Ready One’s pricing for custom knitwear typically falls 15–30% below comparable Chinese factory quotes. For example, a 300 GSM heavyweight custom hoodie from a mid-range Chinese factory typically ranges $12–18 USD at 300+ MOQ. Ready One produces equivalent quality from $9–14 USD at 50 units — with full private label branding included.
Moreover, Ready One quotes DDP. Many Chinese factories quote FOB. When import duties, freight, and customs brokerage are added to a Chinese FOB price, the total landed cost is often 25–40% above the original quote. Direct DDP-to-DDP comparison consistently favours Ready One for brands in the UK, EU, Australia, and North America.
How Does Pakistan vs China Clothing Manufacturing Compare on MOQ?

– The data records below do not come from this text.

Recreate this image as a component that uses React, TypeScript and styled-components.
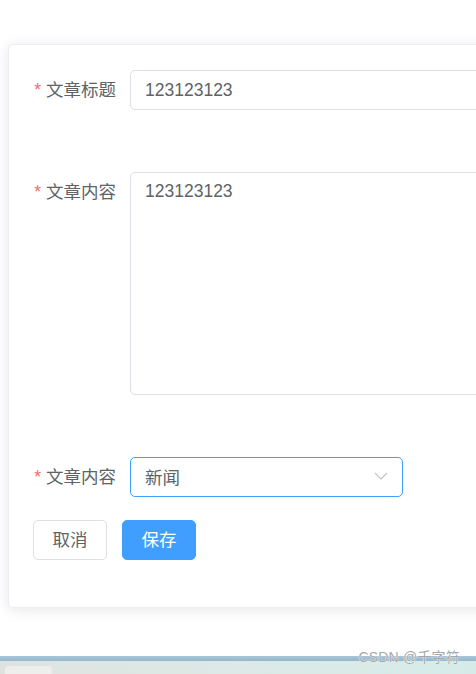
import styled, { createGlobalStyle } from 'styled-components'

const GlobalStyle = createGlobalStyle`
  html, body {
    margin: 0;
    padding: 0;
    background: #ffffff;
    overflow: hidden;
  }

  body {
    font-family: 'Liberation Sans', 'Noto Sans CJK SC', sans-serif;
  }
`

const Page = styled.div`
  width: 476px;
  height: 674px;
  display: flex;
  flex-direction: column;
  overflow: hidden;
  position: relative;
`

const Main = styled.div`
  flex: 1;
  padding: 44px 0 0 8px;
  box-sizing: border-box;
`

const Card = styled.div`
  width: 540px;
  box-sizing: border-box;
  background: #ffffff;
  border: 1px solid #ebeef5;
  border-radius: 5px;
  box-shadow: 0 2px 14px rgba(0, 0, 0, 0.1);
  padding: 25px 24px 47px;
`

const FormItem = styled.div<{ $gap: number }>`
  display: flex;
  align-items: flex-start;
  margin-bottom: ${(props) => props.$gap}px;
`

const Label = styled.label`
  width: 97px;
  flex-shrink: 0;
  box-sizing: border-box;
  padding-right: 14px;
  line-height: 40px;
  font-size: 17.5px;
  color: #606266;
  text-align: right;
  white-space: nowrap;

  span {
    color: #f56c6c;
    margin-right: 5px;
  }
`

const Input = styled.div`
  flex: 1;
  height: 40px;
  box-sizing: border-box;
  border: 1px solid #dcdfe6;
  border-radius: 5px;
  padding: 0 15px 0 14px;
  line-height: 38px;
  font-size: 17.5px;
  color: #606266;
`

const TextArea = styled.div`
  flex: 1;
  height: 223px;
  box-sizing: border-box;
  border: 1px solid #dcdfe6;
  border-radius: 5px;
  padding: 5px 15px 5px 14px;
  line-height: 26px;
  font-size: 17.5px;
  color: #606266;
`

const Select = styled.div`
  width: 273px;
  height: 40px;
  box-sizing: border-box;
  border: 1px solid #409eff;
  border-radius: 5px;
  padding: 0 14px 2px 14px;
  display: flex;
  align-items: center;
  justify-content: space-between;
  font-size: 17.5px;
  color: #606266;
`

const Buttons = styled.div`
  display: flex;
  gap: 15px;
`

const Button = styled.div<{ $primary?: boolean }>`
  width: 74px;
  height: 40px;
  box-sizing: border-box;
  border-radius: 5px;
  border: 1px solid ${(props) => (props.$primary ? '#409eff' : '#dcdfe6')};
  background: ${(props) => (props.$primary ? '#409eff' : '#ffffff')};
  color: ${(props) => (props.$primary ? '#ffffff' : '#606266')};
  font-size: 17.5px;
  padding-bottom: 4px;
  display: flex;
  align-items: center;
  justify-content: center;
`

const Taskbar = styled.div`
  height: 18px;
  flex-shrink: 0;
  display: flex;
  flex-direction: column;
`

const TaskbarLine = styled.div`
  height: 5px;
  background: linear-gradient(to bottom, #a9c6d8, #93b7cd);
`

const TaskbarBody = styled.div`
  flex: 1;
  background: linear-gradient(to right, #dfe3e0, #dce9e6 50%, #d6ebe8);
  padding: 5px 0 0 5px;
`

const TaskTab = styled.div`
  width: 46px;
  height: 100%;
  background: #eeefed;
  border-radius: 4px 4px 0 0;
  border-right: 2px solid #e6e8e6;
`

const Watermark = styled.div`
  position: absolute;
  right: 16px;
  bottom: 8px;
  font-size: 14px;
  color: #a4a8ab;
  letter-spacing: 0.2px;
  text-shadow: 0 0 1px #ffffff, 0 0 1px #ffffff;
`

const Chevron = () => (
  <svg width="14" height="8" viewBox="0 0 14 8" fill="none">
    <path d="M1 1l6 6 6-6" stroke="#c0c4cc" strokeWidth="1.2" />
  </svg>
)

export default function App() {
  return (
    <Page>
      <GlobalStyle />
      <Main>
        <Card>
          <FormItem $gap={62}>
            <Label>
              <span>*</span>文章标题
            </Label>
            <Input>123123123</Input>
          </FormItem>
          <FormItem $gap={62}>
            <Label>
              <span>*</span>文章内容
            </Label>
            <TextArea>123123123</TextArea>
          </FormItem>
          <FormItem $gap={23}>
            <Label>
              <span>*</span>文章内容
            </Label>
            <Select>
              新闻
              <Chevron />
            </Select>
          </FormItem>
          <Buttons>
            <Button>取消</Button>
            <Button $primary>保存</Button>
          </Buttons>
        </Card>
      </Main>
      <Taskbar>
        <TaskbarLine />
        <TaskbarBody>
          <TaskTab />
        </TaskbarBody>
      </Taskbar>
      <Watermark>CSDN @千字符</Watermark>
    </Page>
  )
}
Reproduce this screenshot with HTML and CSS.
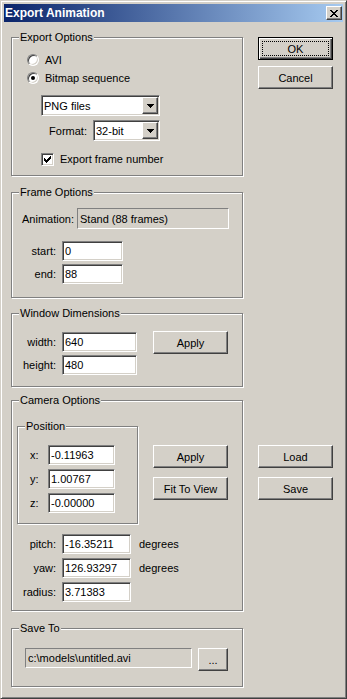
FILE: index.html
```html
<!DOCTYPE html>
<html lang="en">
<head>
    <meta charset="UTF-8">
    <meta name="viewport" content="width=device-width, initial-scale=1.0">
    <title>Export Animation</title>
    <link rel="stylesheet" href="styles.css">
</head>
<body>

    <div class="window">
        <div class="titlebar">
            <span class="title">Export Animation</span>
            <button class="close-btn raised">
                <svg width="8" height="7" viewBox="0 0 8 7"><path d="M0 0h2v1h-2zM6 0h2v1h-2zM1 1h2v1h-2zM5 1h2v1h-2zM2 2h4v1h-4zM3 3h2v1h-2zM2 4h4v1h-4zM1 5h2v1h-2zM5 5h2v1h-2zM0 6h2v1h-2zM6 6h2v1h-2z"/></svg>
            </button>
        </div>

        <div class="client">
            <div class="left-col">

                <fieldset class="group">
                    <legend>Export Options</legend>
                    <div class="export-body">
                        <div class="option-row"><span class="radio"></span>AVI</div>
                        <div class="option-row"><span class="radio checked"></span>Bitmap sequence</div>
                        <div class="combo combo-type">
                            <span class="combo-text">PNG files</span>
                            <span class="combo-btn raised"><svg width="7" height="4" viewBox="0 0 7 4"><path d="M0 0h7v1h-7zM1 1h5v1h-5zM2 2h3v1h-3zM3 3h1v1h-1z"/></svg></span>
                        </div>
                        <div class="format-row">
                            <span class="format-label">Format:</span>
                            <div class="combo combo-format">
                                <span class="combo-text">32-bit</span>
                                <span class="combo-btn raised"><svg width="7" height="4" viewBox="0 0 7 4"><path d="M0 0h7v1h-7zM1 1h5v1h-5zM2 2h3v1h-3zM3 3h1v1h-1z"/></svg></span>
                            </div>
                        </div>
                        <div class="option-row check-row">
                            <span class="checkbox"><svg width="7" height="7" viewBox="0 0 7 7"><path d="M6 0h1v1h-1zM5 1h2v1h-2zM0 2h1v1h-1zM4 2h3v1h-3zM0 3h2v1h-2zM3 3h3v1h-3zM0 4h5v1h-5zM1 5h3v1h-3zM2 6h1v1h-1z"/></svg></span>Export frame number
                        </div>
                    </div>
                </fieldset>

                <fieldset class="group frame-group">
                    <legend>Frame Options</legend>
                    <div class="frame-body">
                        <div class="anim-row">
                            <span class="anim-label">Animation:</span>
                            <div class="static anim-static">Stand (88 frames)</div>
                        </div>
                        <div class="frame-fields">
                            <div class="field-row"><span class="field-label">start:</span><input class="edit edit-frame" value="0"></div>
                            <div class="field-row"><span class="field-label">end:</span><input class="edit edit-frame" value="88"></div>
                        </div>
                    </div>
                </fieldset>

                <fieldset class="group window-group">
                    <legend>Window Dimensions</legend>
                    <div class="window-body">
                        <div class="dim-fields">
                            <div class="field-row"><span class="field-label">width:</span><input class="edit edit-dim" value="640"></div>
                            <div class="field-row"><span class="field-label">height:</span><input class="edit edit-dim" value="480"></div>
                        </div>
                        <button class="btn raised dim-apply">Apply</button>
                    </div>
                </fieldset>

                <fieldset class="group camera-group">
                    <legend>Camera Options</legend>
                    <div class="camera-body">
                        <div class="camera-top">
                            <fieldset class="group position-group">
                                <legend>Position</legend>
                                <div class="position-body">
                                    <div class="pos-row"><span class="pos-label">x:</span><input class="edit edit-pos" value="-0.11963"></div>
                                    <div class="pos-row"><span class="pos-label">y:</span><input class="edit edit-pos" value="1.00767"></div>
                                    <div class="pos-row"><span class="pos-label">z:</span><input class="edit edit-pos" value="-0.00000"></div>
                                </div>
                            </fieldset>
                            <div class="camera-buttons">
                                <button class="btn raised">Apply</button>
                                <button class="btn raised fit-btn">Fit To View</button>
                            </div>
                        </div>
                        <div class="angle-fields">
                            <div class="field-row"><span class="field-label">pitch:</span><input class="edit edit-angle" value="-16.35211"><span class="unit">degrees</span></div>
                            <div class="field-row"><span class="field-label">yaw:</span><input class="edit edit-angle" value="126.93297"><span class="unit">degrees</span></div>
                            <div class="field-row"><span class="field-label">radius:</span><input class="edit edit-angle" value="3.71383"></div>
                        </div>
                    </div>
                </fieldset>

                <fieldset class="group save-group">
                    <legend>Save To</legend>
                    <div class="save-body">
                        <div class="static path-static">c:\models\untitled.avi</div>
                        <button class="btn raised browse-btn">...</button>
                    </div>
                </fieldset>

            </div>

            <div class="right-col">
                <button class="btn raised btn-default">OK</button>
                <button class="btn raised cancel-btn">Cancel</button>
                <button class="btn raised load-btn">Load</button>
                <button class="btn raised save-btn">Save</button>
            </div>
        </div>
    </div>

</body>
</html>
```

FILE: styles.css
```css
body {
    margin: 0;
    font-family: "Liberation Sans", Arial, sans-serif;
    font-size: 11px;
    color: #000;
    background: #d4d0c8;
}

.window {
    width: 347px;
    height: 699px;
    box-sizing: border-box;
    padding: 3px;
    background: #d4d0c8;
    border: 1px solid;
    border-color: #d4d0c8 #404040 #404040 #d4d0c8;
    box-shadow: inset 1px 1px #fff, inset -1px -1px #808080;
}

/* title bar */
.titlebar {
    height: 18px;
    display: flex;
    align-items: center;
    padding-left: 1px;
    background: linear-gradient(to right, #0a246a, #a6caf0);
}

.title {
    color: #fff;
    font-weight: bold;
    font-size: 12px;
}

.close-btn {
    margin-left: auto;
    margin-right: 1px;
    width: 16px;
    height: 14px;
    padding: 0;
    display: flex;
    justify-content: center;
    align-items: center;
}

/* buttons */
.btn {
    width: 75px;
    height: 23px;
    padding: 0;
    font: inherit;
    color: #000;
    cursor: pointer;
}

/* 3d edges */
.raised {
    background: #d4d0c8;
    border: 1px solid;
    border-color: #fff #404040 #404040 #fff;
    box-shadow: inset -1px -1px #808080;
}

.btn-default {
    border-color: #000;
    box-shadow: inset 1px 1px #fff, inset -1px -1px #404040, inset -2px -2px #808080;
    outline: 1px dotted #000;
    outline-offset: -5px;
}

.edit, .combo, .checkbox {
    border: 1px solid;
    border-color: #808080 #fff #fff #808080;
    box-shadow: inset 1px 1px #404040, inset -1px -1px #d4d0c8;
    background: #fff;
}

.static {
    box-sizing: border-box;
    height: 20px;
    padding-left: 2px;
    display: flex;
    align-items: center;
    border: 1px solid;
    border-color: #808080 #fff #fff #808080;
    white-space: nowrap;
}

/* layout */
.client {
    display: flex;
    align-items: flex-start;
}

.left-col {
    width: 232px;
    padding: 9px 0 0 7px;
    display: flex;
    flex-direction: column;
}

.right-col {
    width: 75px;
    margin-left: 15px;
    padding-top: 15px;
    display: flex;
    flex-direction: column;
}

.cancel-btn { margin-top: 6px; }
.load-btn { margin-top: 356px; }
.save-btn { margin-top: 9px; }

/* group boxes */
.group {
    margin: 0;
    padding: 0;
    min-width: 0;
    box-sizing: border-box;
    width: 100%;
    border: 1px solid #808080;
    box-shadow: inset 1px 1px #fff, 1px 1px #fff;
}

.group legend {
    margin-left: 7px;
    padding: 0 1px;
    line-height: 13px;
    background: #d4d0c8;
}

.frame-group { margin-top: 10px; }
.window-group { margin-top: 9px; }
.camera-group { margin-top: 7px; }
.save-group { margin-top: 11px; }

/* export options */
.export-body {
    padding: 7px 0 7px 15px;
}

.option-row {
    height: 18px;
    display: flex;
    align-items: center;
}

.radio {
    width: 12px;
    height: 12px;
    box-sizing: border-box;
    margin-right: 6px;
    border-radius: 50%;
    background: #fff;
    border: 1px solid;
    border-color: #808080 #fff #fff #808080;
    box-shadow: inset 1px 1px #404040, inset -1px -1px #d4d0c8;
    display: flex;
    justify-content: center;
    align-items: center;
}

.radio.checked::after {
    content: "";
    width: 4px;
    height: 4px;
    border-radius: 50%;
    background: #000;
}

.combo {
    box-sizing: border-box;
    height: 21px;
    padding: 1px;
    display: flex;
    align-items: stretch;
}

.combo-text {
    flex: 1;
    padding-left: 1px;
    display: flex;
    align-items: center;
}

.combo-btn {
    width: 16px;
    box-sizing: border-box;
    display: flex;
    justify-content: center;
    align-items: center;
}

.combo-type {
    width: 119px;
    margin: 8px 0 0 14px;
}

.format-row {
    margin: 4px 0 0 14px;
    display: flex;
    align-items: center;
}

.format-label {
    width: 46px;
    margin-right: 6px;
    text-align: right;
}

.combo-format { width: 67px; }

.check-row {
    margin: 9px 0 0 14px;
}

.checkbox {
    width: 13px;
    height: 13px;
    box-sizing: border-box;
    margin-right: 6px;
    display: flex;
    justify-content: center;
    align-items: center;
}

/* fields */
.field-row {
    display: flex;
    align-items: center;
}

.field-label {
    width: 44px;
    margin-right: 6px;
    text-align: right;
}

.edit {
    box-sizing: border-box;
    height: 20px;
    margin: 0;
    padding: 0 2px;
    font: inherit;
    color: #000;
    outline: none;
}

.edit-frame { width: 61px; }
.edit-dim { width: 75px; }
.edit-pos { width: 67px; }
.edit-angle { width: 69px; }

/* frame options */
.frame-body {
    padding: 9px 0 13px 0;
}

.anim-row {
    display: flex;
    align-items: center;
}

.anim-label {
    width: 65px;
    padding-left: 10px;
    box-sizing: border-box;
}

.anim-static {
    width: 152px;
    height: 21px;
}

.frame-fields { margin-top: 12px; }
.frame-fields .field-row + .field-row { margin-top: 3px; }

/* window dimensions */
.window-body {
    padding: 12px 0 11px 0;
    display: flex;
    align-items: flex-start;
}

.dim-fields .field-row + .field-row { margin-top: 3px; }

.dim-apply {
    margin: -1px 0 0 16px;
}

/* camera options */
.camera-body {
    padding: 13px 0 8px 0;
}

.camera-top {
    display: flex;
    align-items: flex-start;
}

.position-group {
    width: 121px;
    margin-left: 5px;
}

.position-body {
    padding: 12px 0 10px 12px;
}

.pos-row {
    display: flex;
    align-items: center;
}

.pos-row + .pos-row { margin-top: 4px; }

.pos-label { width: 18px; }

.camera-buttons {
    margin: 25px 0 0 15px;
    display: flex;
    flex-direction: column;
}

.fit-btn { margin-top: 9px; }

.angle-fields { margin-top: 10px; }
.angle-fields .field-row + .field-row { margin-top: 4px; }

.unit { margin-left: 8px; }

/* save to */
.save-body {
    padding: 13px 0 15px 13px;
    display: flex;
    align-items: flex-start;
}

.path-static { width: 167px; }

.browse-btn {
    width: 30px;
    margin-left: 6px;
}
```
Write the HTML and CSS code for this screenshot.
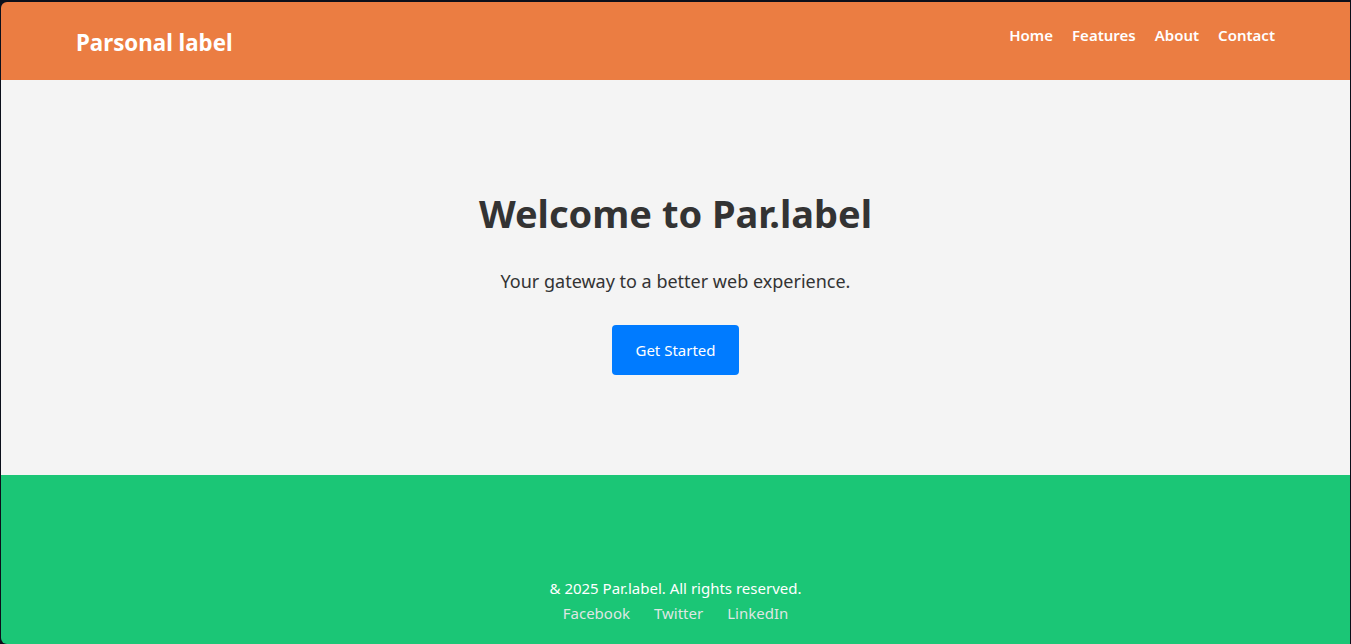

Pakistan offers significantly lower MOQ than most Chinese clothing factories. Chinese factories typically require 300–1,000 units per style per colour for custom production. Pakistani factories — particularly in Sialkot — work from 50–100 units. Ready One’s MOQ starts at 50 units for all product types with full branding included.
Why Do Chinese Factories Require Higher MOQ?
Chinese clothing factories operate at industrial scale. Most are structured for high-volume, repeat orders from large retail buyers — not small custom orders from emerging brands. A factory producing 50,000 units per day cannot efficiently manage 100 custom hoodies. As a result, Chinese factories protect production efficiency with MOQ requirements of 300–1,000 units minimum.
Additionally, Chinese factories often require buyers to purchase fabric in full roll quantities — typically 100–200 metres per colour. This commitment alone can push effective MOQ to 300+ units regardless of the factory’s stated minimum. Brands below this threshold are typically referred to trading companies, not factory-direct production.
How Does Ready One’s 50-Unit MOQ Work in Practice?
Ready One accepts orders from 50 units per style with no fabric roll minimum. Fabric is sourced specifically for each order. The brand does not pay for unused roll quantities. Furthermore, all private label branding — woven labels, care labels, hang tags, and full garment decoration — is included from the 50-unit MOQ.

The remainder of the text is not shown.